Green June Beetles (Cotinis nitida), common scarabaeid beetles in the subfamily Cetoniinae, are found in the southeastern and mid-Atlantic regions of the United States. Adults are 20 to 23 mm long. Larvae (grubs) feed on humus and roots in lawns and gardens and have the habit of crawling on their backs. Adults, which are active during the day, feed on foliage, flowers, and some fruit. Three other Cotinis species occur in the central and southern United States. (White 1983)
The Green June Beetle is of economic importance as a common pest of ripe or wounded tree and vineyard fruit. In the southeastern United States, where viticulture is an emerging industry, the proximity of pasture and other grassy larval habitats can lead to high numbers of these beetles in vineyards. Besides directly damaging the berries, Green June Beetles taint them with odorous secretions. Damaged fruits and the beetles themselves may be inadvertently harvested, contaminating the crop. Adult Green June Beetles normally feed on soft, ripe fruits, but the introduced Japanese Beetle (Popillia japonica)--first detected in North America in 1916 and now established throughout most of the eastern United States and continuing its spread into the Great Plains and south central states--facilitates access to foods on which the Green June Beetle could not otherwise feed. Whereas Green June Beetle mandibles are bluntly spatulate, non-opposable, and specialized for feeding on fruit pulp, plant exudates, and similar soft foods, Japanese Beetles have sharply pointed, opposable mandibles used mainly to skeletonize leaves, but also used to bite through intact skins of ripe fruits.

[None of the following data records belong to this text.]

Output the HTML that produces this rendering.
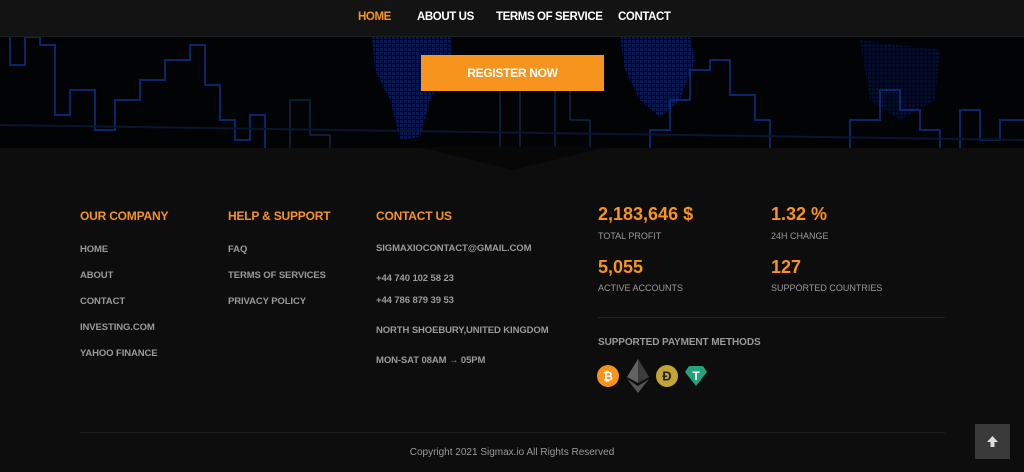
<!DOCTYPE html>
<html><head><meta charset="utf-8"><style>
*{margin:0;padding:0;box-sizing:border-box}
body{width:1024px;height:472px;background:#0d0d0d;font-family:"Liberation Sans",sans-serif;position:relative;overflow:hidden}
.nav{position:absolute;top:0;left:0;width:1024px;height:37px;background:#131313;border-bottom:1px solid #1c1c1c;z-index:3}
.nav a{position:absolute;top:11px;font-size:11.5px;font-weight:bold;color:#fff;text-decoration:none;letter-spacing:-0.4px;white-space:nowrap}
.hero{position:absolute;top:37px;left:0;width:1024px;height:111px;background:#020305;overflow:hidden}
.chev{position:absolute;top:147px;left:0}
.btn{position:absolute;left:421px;top:55px;width:183px;height:36px;background:#f7941d;color:#fff;font-size:12px;font-weight:bold;text-align:center;line-height:36px;z-index:2;letter-spacing:-0.3px}
.t{position:absolute;font-size:9.5px;font-weight:bold;color:#9a9a9a;white-space:nowrap;letter-spacing:-0.1px}
.h{position:absolute;font-size:12px;font-weight:bold;color:#f7941d;white-space:nowrap;letter-spacing:-0.2px}
.big{position:absolute;font-size:18px;font-weight:bold;color:#f7941d}
.s{position:absolute;font-size:9px;color:#9a9a9a;white-space:nowrap}
</style></head><body>
<div class="nav">
<a style="left:358px;color:#f7941d">HOME</a>
<a style="left:417px">ABOUT US</a>
<a style="left:496px">TERMS OF SERVICE</a>
<a style="left:618px">CONTACT</a>
</div>
<div class="hero">
<svg width="1024" height="111" viewBox="0 37 1024 111">
<defs><pattern id="d" width="4" height="4" patternUnits="userSpaceOnUse"><rect width="3" height="3" fill="#0b1f6e"/></pattern></defs>
<g fill="url(#d)" opacity="0.7">
<polygon points="372,37 452,37 450,70 430,100 420,137 400,140 390,100 375,70"/>
<polygon points="620,37 690,37 695,60 680,100 660,117 640,100 625,70"/>
<polygon points="860,40 940,50 935,100 900,120 870,100" opacity=".5"/>
</g>
<g fill="none" stroke="#0b2f85" stroke-width="2" opacity="0.8">
<polyline points="10,37 10,65 25,65 25,37 40,37 40,45 55,45 55,115 70,115 70,90 95,90 95,130 115,130 115,100 140,100 140,80 165,80 165,60 190,60 190,45 205,45 205,85 220,85 220,120 235,120 235,140 250,140 250,115 265,115 265,148"/>
<polyline points="650,148 650,130 670,130 670,100 690,100 690,70 710,70 710,60 730,60 730,95 755,95 755,120 770,120 770,148"/>
<polyline points="850,148 850,120 880,120 880,90 900,90 900,110 920,110 920,130 940,130 940,148"/>
<polyline points="960,148 960,110 980,110 980,140 1000,140 1000,120 1024,120"/>
</g>
<g fill="none" stroke="#12304f" stroke-width="1.5" opacity="0.8">
<polyline points="290,148 290,100 310,100 310,135 330,135 330,148"/>
<polyline points="500,148 500,70 520,70 520,148"/>
<polyline points="555,148 555,60 570,60 570,120 590,120 590,148"/>
</g>
<line x1="0" y1="125" x2="1024" y2="140" stroke="#0a1630" stroke-width="2"/>
</svg>
</div>
<svg class="chev" width="1024" height="25"><polygon points="418,0 608,0 513,23" fill="#070707"/></svg>
<div class="btn">REGISTER NOW</div>

<div class="h" style="left:80px;top:209px">OUR COMPANY</div>
<div class="h" style="left:228px;top:209px">HELP &amp; SUPPORT</div>
<div class="h" style="left:376px;top:209px">CONTACT US</div>
<div class="t" style="left:80px;top:244px">HOME</div>
<div class="t" style="left:80px;top:270px">ABOUT</div>
<div class="t" style="left:80px;top:296px">CONTACT</div>
<div class="t" style="left:80px;top:322px">INVESTING.COM</div>
<div class="t" style="left:80px;top:348px">YAHOO FINANCE</div>
<div class="t" style="left:228px;top:244px">FAQ</div>
<div class="t" style="left:228px;top:270px">TERMS OF SERVICES</div>
<div class="t" style="left:228px;top:296px">PRIVACY POLICY</div>
<div class="t" style="left:376px;top:243px">SIGMAXIOCONTACT@GMAIL.COM</div>
<div class="t" style="left:376px;top:273px">+44 740 102 58 23</div>
<div class="t" style="left:376px;top:295px">+44 786 879 39 53</div>
<div class="t" style="left:376px;top:325px">NORTH SHOEBURY,UNITED KINGDOM</div>
<div class="t" style="left:376px;top:355px">MON-SAT 08AM → 05PM</div>

<div class="big" style="left:598px;top:204px">2,183,646 $</div>
<div class="s" style="left:598px;top:231px">TOTAL PROFIT</div>
<div class="big" style="left:771px;top:204px">1.32 %</div>
<div class="s" style="left:771px;top:231px">24H CHANGE</div>
<div class="big" style="left:598px;top:257px">5,055</div>
<div class="s" style="left:598px;top:283px">ACTIVE ACCOUNTS</div>
<div class="big" style="left:771px;top:257px">127</div>
<div class="s" style="left:771px;top:283px">SUPPORTED COUNTRIES</div>
<div style="position:absolute;left:598px;top:317px;width:347px;height:1px;background:#222"></div>
<div class="t" style="left:598px;top:337px;font-size:10px">SUPPORTED PAYMENT METHODS</div>
<svg style="position:absolute;left:597px;top:358px" width="112" height="36">
<circle cx="11" cy="18" r="11" fill="#f7931a"/><text x="11" y="22.5" font-size="12" font-weight="bold" fill="#fff" text-anchor="middle" font-family="Liberation Sans">₿</text>
<polygon points="41,1 30,19 41,25 52,19" fill="#626262"/><polygon points="41,1 41,25 52,19" fill="#3c3c3c"/>
<polygon points="30,21 41,35 52,21 41,28" fill="#555"/>
<circle cx="70" cy="18" r="11" fill="#c2a633"/><text x="70" y="22.5" font-size="13" font-weight="bold" fill="#222" text-anchor="middle" font-family="Liberation Sans">Ð</text>
<polygon points="92,8 106,8 110,14 99,28 88,14" fill="#26a17b"/>
<text x="99" y="22" font-size="12" font-weight="bold" fill="#fff" text-anchor="middle" font-family="Liberation Sans">T</text>
</svg>

<div style="position:absolute;left:80px;top:432px;width:865px;height:1px;background:#1e1e1e"></div>
<div style="position:absolute;left:0;width:1024px;top:447px;text-align:center;font-size:10px;color:#9a9a9a">Copyright 2021 Sigmax.io All Rights Reserved</div>
<div style="position:absolute;left:975px;top:424px;width:35px;height:35px;background:#3a3a3a"></div>
<svg style="position:absolute;left:986px;top:435px" width="13" height="13"><polygon points="6.5,1 12,7 8.5,7 8.5,12 4.5,12 4.5,7 1,7" fill="#ddd"/></svg>
</body></html>
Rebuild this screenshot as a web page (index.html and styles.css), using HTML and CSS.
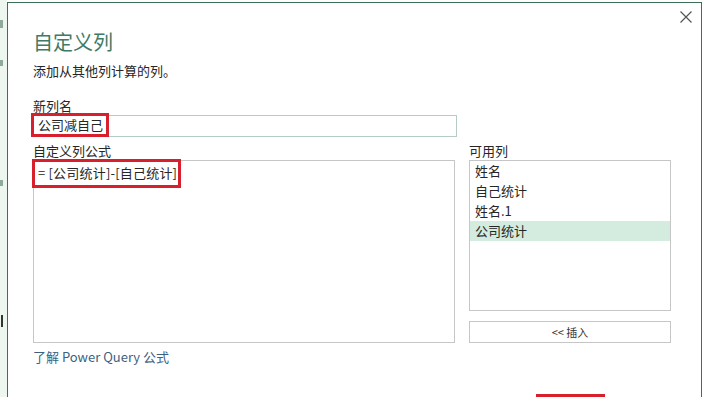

Japanese Beetles facilitate feeding on grapes by Green June Beetles not only by biting through the skin and providing access to the pulp, but also by by eliciting yeast-mediated fermentation volatiles that Green June Beetles exploit in finding hosts.
(Hammons et al. 2008, 2009, 2010)
Pszczolkowski et al. (2008) discuss the limits of characters commonly used by researchers to distinguish male and female Green June Beetles.
Aktakka et al. (2011) used Green June Beetles to develop a prototype system for scavenging energy from a flying insect, with an eye toward using this energy in the fabrication of "hybrid insect vehicles", cyborg insects that could be controlled via neural, optical or thermal stimulators, with the powwr for the inserted microsystem supplied by harvesting the insect’s available mechanical, thermal, or biological energy. The vision of investigators working on such "micro-air-vehicles" (MAVs), whether purely synthetic robots or cyborg insects, is that they could be used for search-and-rescue operations, surveillance, monitoring of hazardous environments, and detection of explosives by taking advantage of their small size and the networked communication possible between multiple MAVs.
- Hammons, D.L., S.K. Kurtural, and D.A. Potter. 2008. Japanese beetles facilitate feeding by green June beetles (Coleóptera: Scarabaeidae) on ripening grapes. Environmental Entomology 37: 608-614.
- Hammons, D.L., S.K. Kurtural, and D.A. Potter. 2010. Phenological resistance of grapes to the green June beetle, an obligate fruit-eating scarab. Annals of Applied Biology 156(2): 271-279.
- Hammons, D.L., S.K. Kurtural,, S. Kaan, M.C. Newman, et al. 2009. Invasive Japanese beetles facilitate aggregation and injury by a native scarab pest of ripening fruits. Proceedings of the National Academy of Sciences (U.S.A.) 106(10): 3686-3691.
- Pszczolkowski, M.A., K. Hampton, and D. Johnson. 2008. Sexual characteristics in a Midwestern U.S.A. population of Cotinis nitida Linnaeus (Coleoptera: Scarabaeidae) and consequences for determining gender. Coleopterists Bulletin 62(4): 527-534.
- White, R.E. 1983. A Field Guide to the Beetles of North America. Houghton Mifflin, Boston.